## Begin PROVIDED ENTRIES
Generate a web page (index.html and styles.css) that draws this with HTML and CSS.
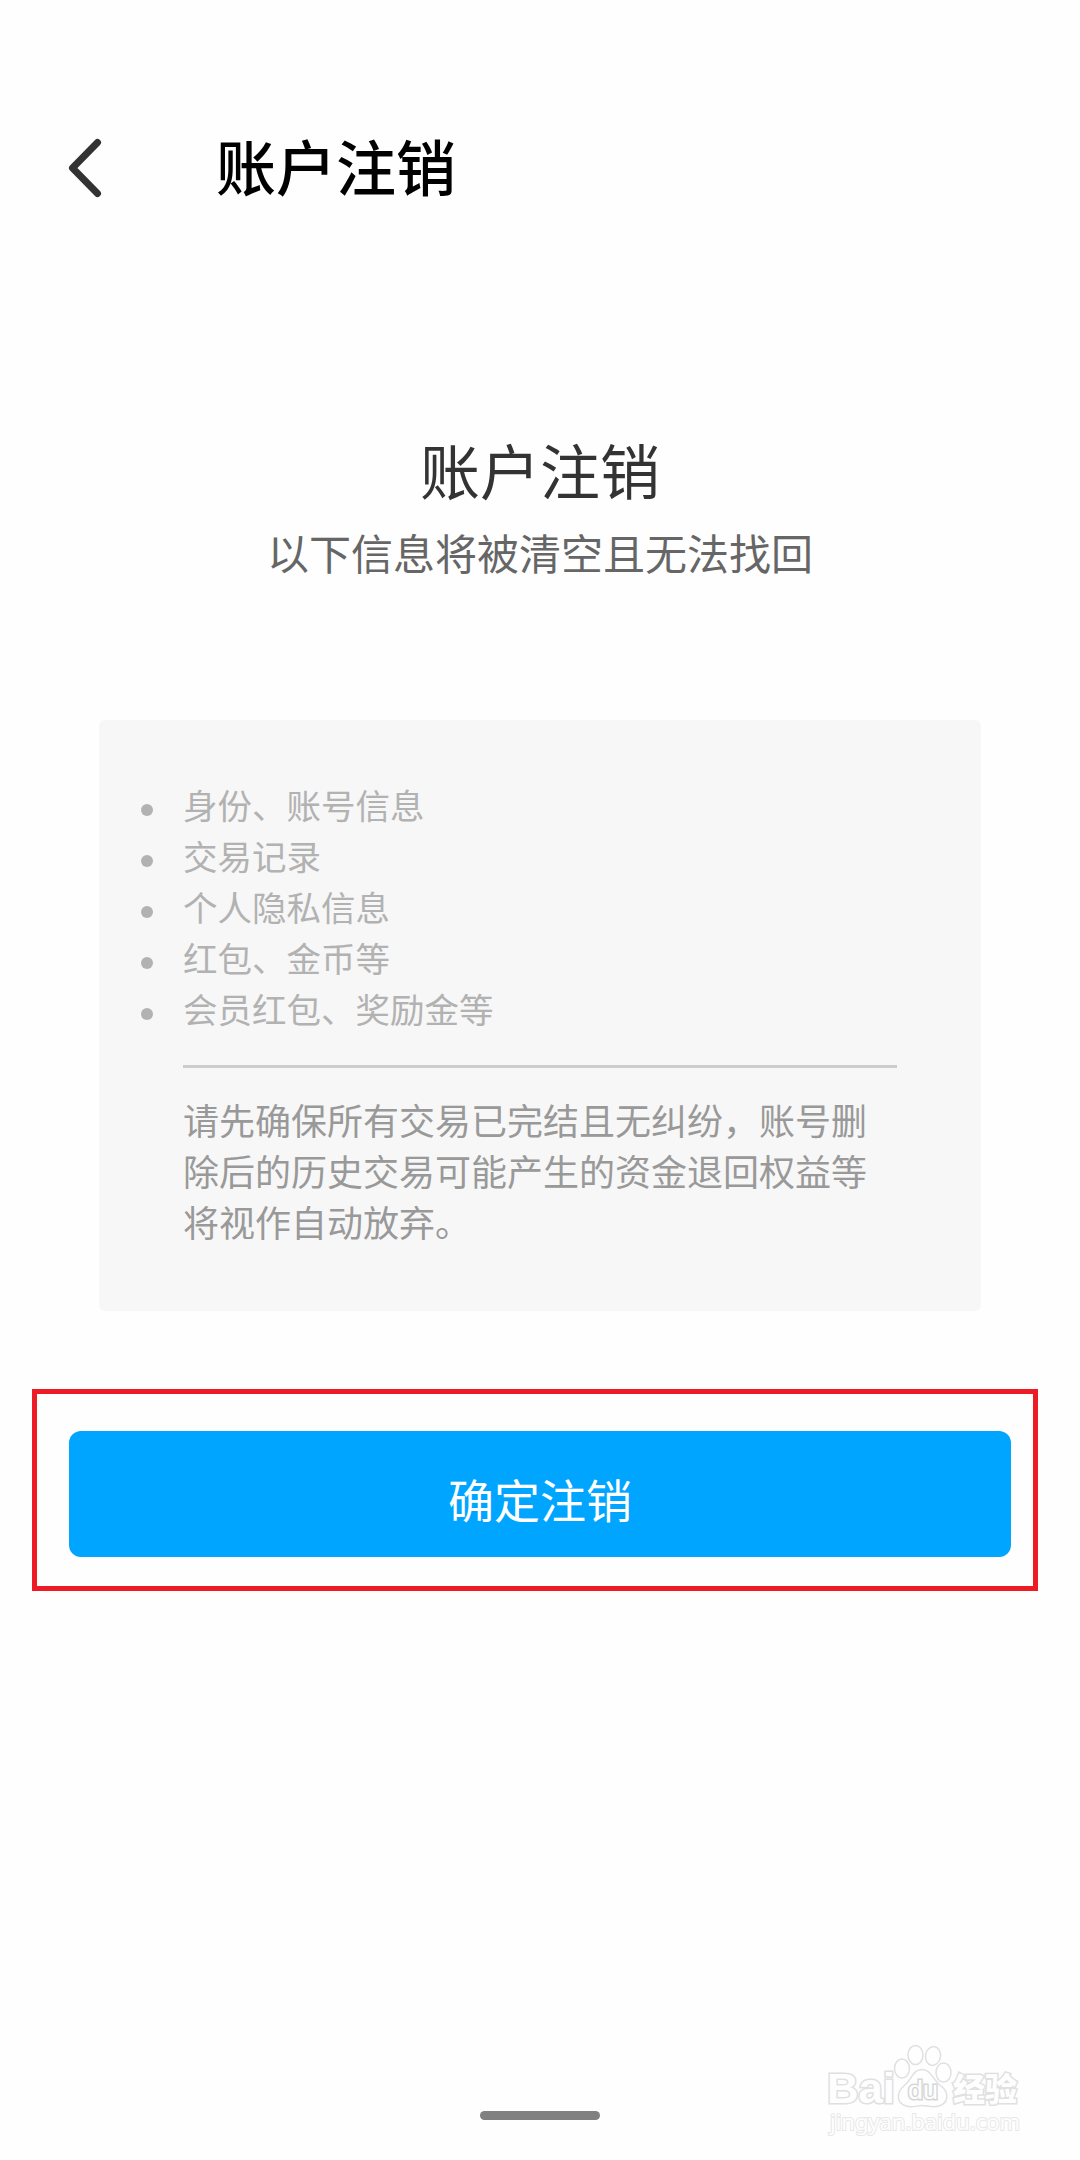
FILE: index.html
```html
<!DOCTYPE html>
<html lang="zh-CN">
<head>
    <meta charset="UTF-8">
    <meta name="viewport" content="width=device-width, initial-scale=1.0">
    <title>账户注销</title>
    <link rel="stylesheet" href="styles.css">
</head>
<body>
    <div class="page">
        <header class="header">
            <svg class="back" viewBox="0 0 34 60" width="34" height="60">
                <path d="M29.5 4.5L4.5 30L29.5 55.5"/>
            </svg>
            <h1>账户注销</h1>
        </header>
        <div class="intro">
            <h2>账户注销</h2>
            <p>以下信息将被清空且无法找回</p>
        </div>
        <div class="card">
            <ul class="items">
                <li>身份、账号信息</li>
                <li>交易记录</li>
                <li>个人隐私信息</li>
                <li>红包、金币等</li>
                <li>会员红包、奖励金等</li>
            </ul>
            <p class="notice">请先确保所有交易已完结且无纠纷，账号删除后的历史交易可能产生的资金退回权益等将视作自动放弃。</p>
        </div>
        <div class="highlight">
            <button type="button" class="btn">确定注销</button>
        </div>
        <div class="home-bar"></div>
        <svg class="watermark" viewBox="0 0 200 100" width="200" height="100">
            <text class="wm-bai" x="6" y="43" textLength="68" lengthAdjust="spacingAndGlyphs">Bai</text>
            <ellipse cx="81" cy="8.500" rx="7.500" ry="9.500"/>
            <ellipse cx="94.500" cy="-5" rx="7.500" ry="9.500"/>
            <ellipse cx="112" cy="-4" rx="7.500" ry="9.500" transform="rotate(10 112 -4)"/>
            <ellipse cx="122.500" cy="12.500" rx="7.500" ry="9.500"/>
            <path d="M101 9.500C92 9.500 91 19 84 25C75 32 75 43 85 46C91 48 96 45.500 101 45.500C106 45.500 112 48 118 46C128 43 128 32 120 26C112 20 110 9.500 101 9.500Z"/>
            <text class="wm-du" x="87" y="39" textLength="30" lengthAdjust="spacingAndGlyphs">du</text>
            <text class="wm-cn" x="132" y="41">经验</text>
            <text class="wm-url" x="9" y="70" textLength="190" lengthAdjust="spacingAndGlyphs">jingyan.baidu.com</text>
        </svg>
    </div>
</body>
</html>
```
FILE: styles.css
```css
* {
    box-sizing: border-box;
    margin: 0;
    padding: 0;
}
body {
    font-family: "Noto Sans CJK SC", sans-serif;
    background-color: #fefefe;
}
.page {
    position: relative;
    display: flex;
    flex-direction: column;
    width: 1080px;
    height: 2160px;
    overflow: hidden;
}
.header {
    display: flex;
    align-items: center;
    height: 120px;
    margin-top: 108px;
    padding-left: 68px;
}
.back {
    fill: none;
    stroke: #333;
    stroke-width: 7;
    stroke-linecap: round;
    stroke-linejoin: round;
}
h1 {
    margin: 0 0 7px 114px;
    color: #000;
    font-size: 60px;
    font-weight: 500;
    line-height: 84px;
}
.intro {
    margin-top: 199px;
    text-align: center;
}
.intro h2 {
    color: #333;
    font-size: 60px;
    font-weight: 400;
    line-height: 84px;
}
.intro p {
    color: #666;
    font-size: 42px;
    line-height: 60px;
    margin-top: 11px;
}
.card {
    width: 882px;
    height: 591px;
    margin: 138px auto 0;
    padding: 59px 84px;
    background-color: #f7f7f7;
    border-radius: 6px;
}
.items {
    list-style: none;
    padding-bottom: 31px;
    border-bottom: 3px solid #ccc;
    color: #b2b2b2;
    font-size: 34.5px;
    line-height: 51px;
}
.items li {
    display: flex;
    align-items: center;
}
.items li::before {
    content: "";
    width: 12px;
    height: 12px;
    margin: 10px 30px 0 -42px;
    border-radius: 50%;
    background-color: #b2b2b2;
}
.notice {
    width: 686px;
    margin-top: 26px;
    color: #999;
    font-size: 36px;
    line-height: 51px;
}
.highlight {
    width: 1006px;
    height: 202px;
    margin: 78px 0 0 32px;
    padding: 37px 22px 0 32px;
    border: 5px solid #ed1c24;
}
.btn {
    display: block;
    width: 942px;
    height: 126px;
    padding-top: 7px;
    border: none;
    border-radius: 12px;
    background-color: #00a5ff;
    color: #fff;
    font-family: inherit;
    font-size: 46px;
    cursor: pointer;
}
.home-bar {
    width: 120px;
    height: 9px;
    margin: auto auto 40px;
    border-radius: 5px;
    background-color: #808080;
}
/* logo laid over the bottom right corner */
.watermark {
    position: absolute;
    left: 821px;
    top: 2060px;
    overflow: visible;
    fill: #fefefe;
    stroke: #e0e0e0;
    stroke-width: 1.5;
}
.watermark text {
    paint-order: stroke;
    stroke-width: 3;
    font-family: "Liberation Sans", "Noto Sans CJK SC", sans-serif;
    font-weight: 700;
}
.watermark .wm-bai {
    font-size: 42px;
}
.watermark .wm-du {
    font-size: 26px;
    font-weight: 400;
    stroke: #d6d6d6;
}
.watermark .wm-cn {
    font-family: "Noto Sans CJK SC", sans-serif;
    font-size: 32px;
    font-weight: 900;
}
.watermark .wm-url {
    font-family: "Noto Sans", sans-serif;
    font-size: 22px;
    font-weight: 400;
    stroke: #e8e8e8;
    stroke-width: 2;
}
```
## End PROVIDED ENTRIES
## Begin PROVIDED ENTRIES
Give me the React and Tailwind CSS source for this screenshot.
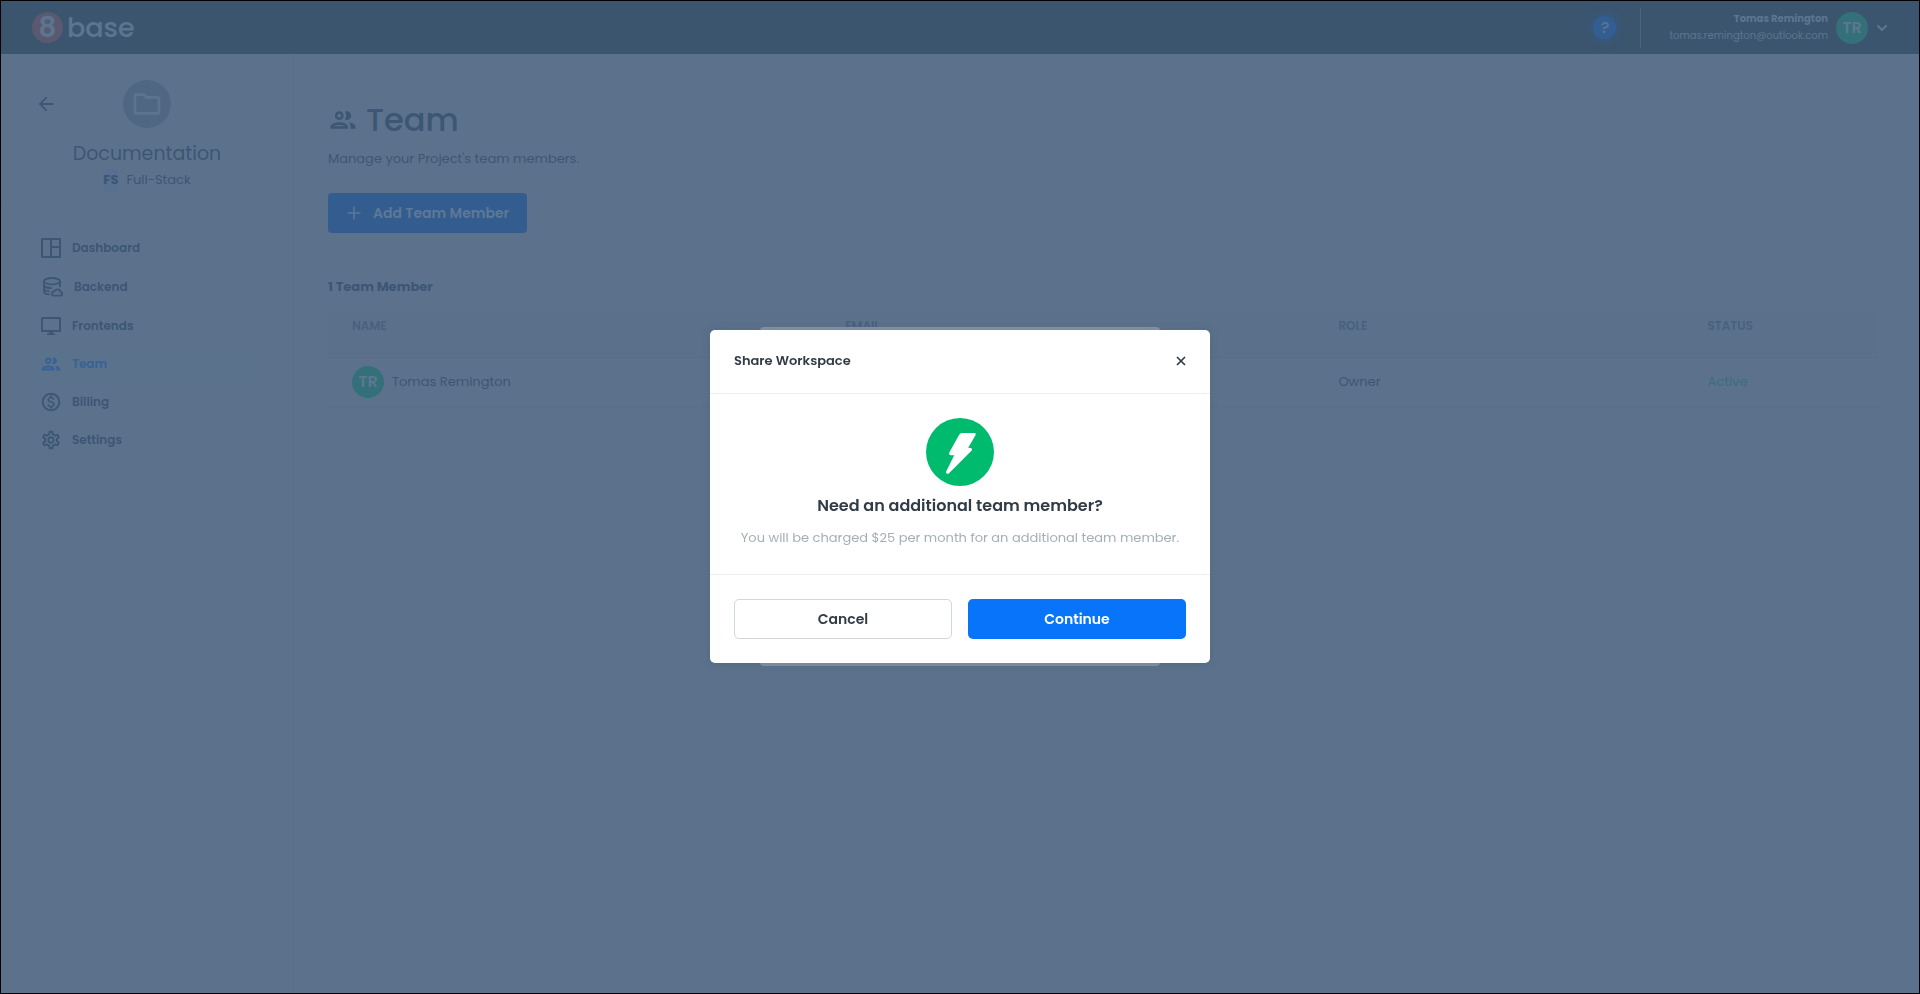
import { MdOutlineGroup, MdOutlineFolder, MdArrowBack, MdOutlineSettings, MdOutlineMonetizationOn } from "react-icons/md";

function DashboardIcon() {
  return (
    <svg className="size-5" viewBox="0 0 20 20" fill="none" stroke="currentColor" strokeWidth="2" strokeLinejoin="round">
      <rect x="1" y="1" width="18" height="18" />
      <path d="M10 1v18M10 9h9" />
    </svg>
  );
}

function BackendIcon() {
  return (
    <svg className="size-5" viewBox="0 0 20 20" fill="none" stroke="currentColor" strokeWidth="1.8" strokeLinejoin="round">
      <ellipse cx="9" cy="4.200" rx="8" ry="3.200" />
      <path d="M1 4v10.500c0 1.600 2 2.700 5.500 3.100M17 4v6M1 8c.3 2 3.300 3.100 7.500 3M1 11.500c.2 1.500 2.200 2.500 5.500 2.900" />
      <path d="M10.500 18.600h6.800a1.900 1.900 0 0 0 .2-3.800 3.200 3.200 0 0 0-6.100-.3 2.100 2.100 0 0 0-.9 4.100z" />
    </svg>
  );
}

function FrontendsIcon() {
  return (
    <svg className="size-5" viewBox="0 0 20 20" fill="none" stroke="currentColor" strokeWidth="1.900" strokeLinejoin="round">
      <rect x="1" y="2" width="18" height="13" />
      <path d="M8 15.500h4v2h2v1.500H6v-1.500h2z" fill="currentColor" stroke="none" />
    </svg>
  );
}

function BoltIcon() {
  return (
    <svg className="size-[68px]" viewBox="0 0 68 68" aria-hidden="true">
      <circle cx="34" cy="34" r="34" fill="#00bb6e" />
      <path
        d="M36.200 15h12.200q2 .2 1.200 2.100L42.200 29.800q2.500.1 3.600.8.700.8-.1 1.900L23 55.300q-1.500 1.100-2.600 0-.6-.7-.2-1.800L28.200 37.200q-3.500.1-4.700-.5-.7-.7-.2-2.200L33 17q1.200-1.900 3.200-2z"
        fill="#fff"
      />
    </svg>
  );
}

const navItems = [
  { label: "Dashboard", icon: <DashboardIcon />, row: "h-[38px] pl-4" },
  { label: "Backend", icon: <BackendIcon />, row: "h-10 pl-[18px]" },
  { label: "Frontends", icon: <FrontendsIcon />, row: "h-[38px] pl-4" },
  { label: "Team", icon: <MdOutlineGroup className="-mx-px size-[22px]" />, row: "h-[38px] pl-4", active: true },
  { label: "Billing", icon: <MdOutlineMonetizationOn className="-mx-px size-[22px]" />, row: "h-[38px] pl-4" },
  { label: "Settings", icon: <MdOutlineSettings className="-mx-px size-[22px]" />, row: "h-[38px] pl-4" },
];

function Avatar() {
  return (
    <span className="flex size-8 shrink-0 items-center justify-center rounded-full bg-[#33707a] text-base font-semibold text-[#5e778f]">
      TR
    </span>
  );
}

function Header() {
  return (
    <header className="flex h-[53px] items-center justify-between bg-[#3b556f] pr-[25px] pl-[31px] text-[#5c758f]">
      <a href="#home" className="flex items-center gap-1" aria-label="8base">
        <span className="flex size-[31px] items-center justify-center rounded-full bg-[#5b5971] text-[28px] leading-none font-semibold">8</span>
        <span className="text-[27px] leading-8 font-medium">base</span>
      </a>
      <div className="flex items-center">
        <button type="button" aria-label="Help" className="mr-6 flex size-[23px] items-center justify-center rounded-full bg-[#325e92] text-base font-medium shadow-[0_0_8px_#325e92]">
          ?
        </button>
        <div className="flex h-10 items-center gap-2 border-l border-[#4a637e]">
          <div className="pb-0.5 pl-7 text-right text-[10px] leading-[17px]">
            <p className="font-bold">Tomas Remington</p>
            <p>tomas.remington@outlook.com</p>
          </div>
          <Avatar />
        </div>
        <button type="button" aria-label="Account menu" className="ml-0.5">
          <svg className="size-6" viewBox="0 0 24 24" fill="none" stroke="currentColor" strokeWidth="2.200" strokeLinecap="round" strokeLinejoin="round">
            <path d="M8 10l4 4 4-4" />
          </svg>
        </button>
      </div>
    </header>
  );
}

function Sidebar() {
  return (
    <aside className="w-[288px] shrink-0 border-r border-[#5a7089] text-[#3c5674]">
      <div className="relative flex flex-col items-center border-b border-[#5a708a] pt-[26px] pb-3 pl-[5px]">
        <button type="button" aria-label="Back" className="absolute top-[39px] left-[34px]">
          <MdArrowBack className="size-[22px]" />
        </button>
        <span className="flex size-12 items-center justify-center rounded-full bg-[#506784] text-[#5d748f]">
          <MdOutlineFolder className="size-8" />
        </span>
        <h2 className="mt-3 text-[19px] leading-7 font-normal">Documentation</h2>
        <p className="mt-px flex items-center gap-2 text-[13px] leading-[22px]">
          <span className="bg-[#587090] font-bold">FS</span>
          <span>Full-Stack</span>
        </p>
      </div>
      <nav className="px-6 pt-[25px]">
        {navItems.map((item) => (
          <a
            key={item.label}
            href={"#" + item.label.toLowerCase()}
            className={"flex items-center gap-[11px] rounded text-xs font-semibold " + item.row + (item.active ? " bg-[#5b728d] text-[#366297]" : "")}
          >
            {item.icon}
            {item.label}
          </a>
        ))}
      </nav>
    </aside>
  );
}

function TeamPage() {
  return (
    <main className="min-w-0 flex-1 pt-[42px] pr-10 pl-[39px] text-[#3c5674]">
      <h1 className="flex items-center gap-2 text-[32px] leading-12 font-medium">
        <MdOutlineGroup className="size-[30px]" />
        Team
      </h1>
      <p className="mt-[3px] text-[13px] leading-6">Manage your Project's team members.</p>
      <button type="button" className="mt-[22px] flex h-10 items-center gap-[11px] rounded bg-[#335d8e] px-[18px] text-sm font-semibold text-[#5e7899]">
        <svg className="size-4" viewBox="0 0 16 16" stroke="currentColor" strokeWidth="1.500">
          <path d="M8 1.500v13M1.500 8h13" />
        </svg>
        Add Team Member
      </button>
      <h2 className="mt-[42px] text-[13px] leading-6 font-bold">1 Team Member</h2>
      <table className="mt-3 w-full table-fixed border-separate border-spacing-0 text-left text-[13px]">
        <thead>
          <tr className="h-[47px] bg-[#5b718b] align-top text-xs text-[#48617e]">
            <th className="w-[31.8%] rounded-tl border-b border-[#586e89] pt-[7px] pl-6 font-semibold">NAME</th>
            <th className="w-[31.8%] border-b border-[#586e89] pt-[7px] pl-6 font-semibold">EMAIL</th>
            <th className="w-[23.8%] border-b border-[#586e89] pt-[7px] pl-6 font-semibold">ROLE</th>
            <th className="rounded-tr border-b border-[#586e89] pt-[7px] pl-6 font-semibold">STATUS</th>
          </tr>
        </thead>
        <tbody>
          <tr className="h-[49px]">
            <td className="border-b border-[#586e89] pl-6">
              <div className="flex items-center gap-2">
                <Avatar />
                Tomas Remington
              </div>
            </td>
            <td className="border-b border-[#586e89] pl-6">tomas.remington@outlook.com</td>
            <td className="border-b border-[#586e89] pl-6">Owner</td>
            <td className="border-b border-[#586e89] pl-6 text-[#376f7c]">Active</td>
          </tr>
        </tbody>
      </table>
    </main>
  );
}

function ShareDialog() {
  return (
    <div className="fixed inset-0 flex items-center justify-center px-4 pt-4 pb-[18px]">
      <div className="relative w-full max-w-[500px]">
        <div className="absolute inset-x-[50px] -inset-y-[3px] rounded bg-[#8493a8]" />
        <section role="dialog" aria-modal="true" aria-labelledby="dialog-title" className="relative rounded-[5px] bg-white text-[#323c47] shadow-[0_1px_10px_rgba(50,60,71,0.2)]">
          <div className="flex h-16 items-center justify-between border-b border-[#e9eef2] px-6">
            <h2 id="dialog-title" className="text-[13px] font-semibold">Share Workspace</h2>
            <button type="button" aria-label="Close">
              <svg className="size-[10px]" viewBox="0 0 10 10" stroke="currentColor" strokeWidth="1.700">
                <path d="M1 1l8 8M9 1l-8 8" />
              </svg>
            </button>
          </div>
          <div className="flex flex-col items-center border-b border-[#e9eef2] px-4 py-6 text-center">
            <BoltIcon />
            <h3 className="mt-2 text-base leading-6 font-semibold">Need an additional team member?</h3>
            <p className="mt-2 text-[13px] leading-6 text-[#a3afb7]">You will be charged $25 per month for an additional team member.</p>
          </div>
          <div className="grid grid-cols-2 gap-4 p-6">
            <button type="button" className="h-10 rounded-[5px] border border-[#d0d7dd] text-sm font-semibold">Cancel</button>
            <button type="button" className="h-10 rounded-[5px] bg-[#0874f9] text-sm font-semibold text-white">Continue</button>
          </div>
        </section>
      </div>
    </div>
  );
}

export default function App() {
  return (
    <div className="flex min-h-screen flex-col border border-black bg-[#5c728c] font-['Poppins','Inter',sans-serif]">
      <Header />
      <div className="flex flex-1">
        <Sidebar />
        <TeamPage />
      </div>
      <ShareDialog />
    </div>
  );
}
## End PROVIDED ENTRIES
WHAT YOU NEED TO DO
Compute how many lines include the string "this", then give that number by itself.

THE SOLUTION
2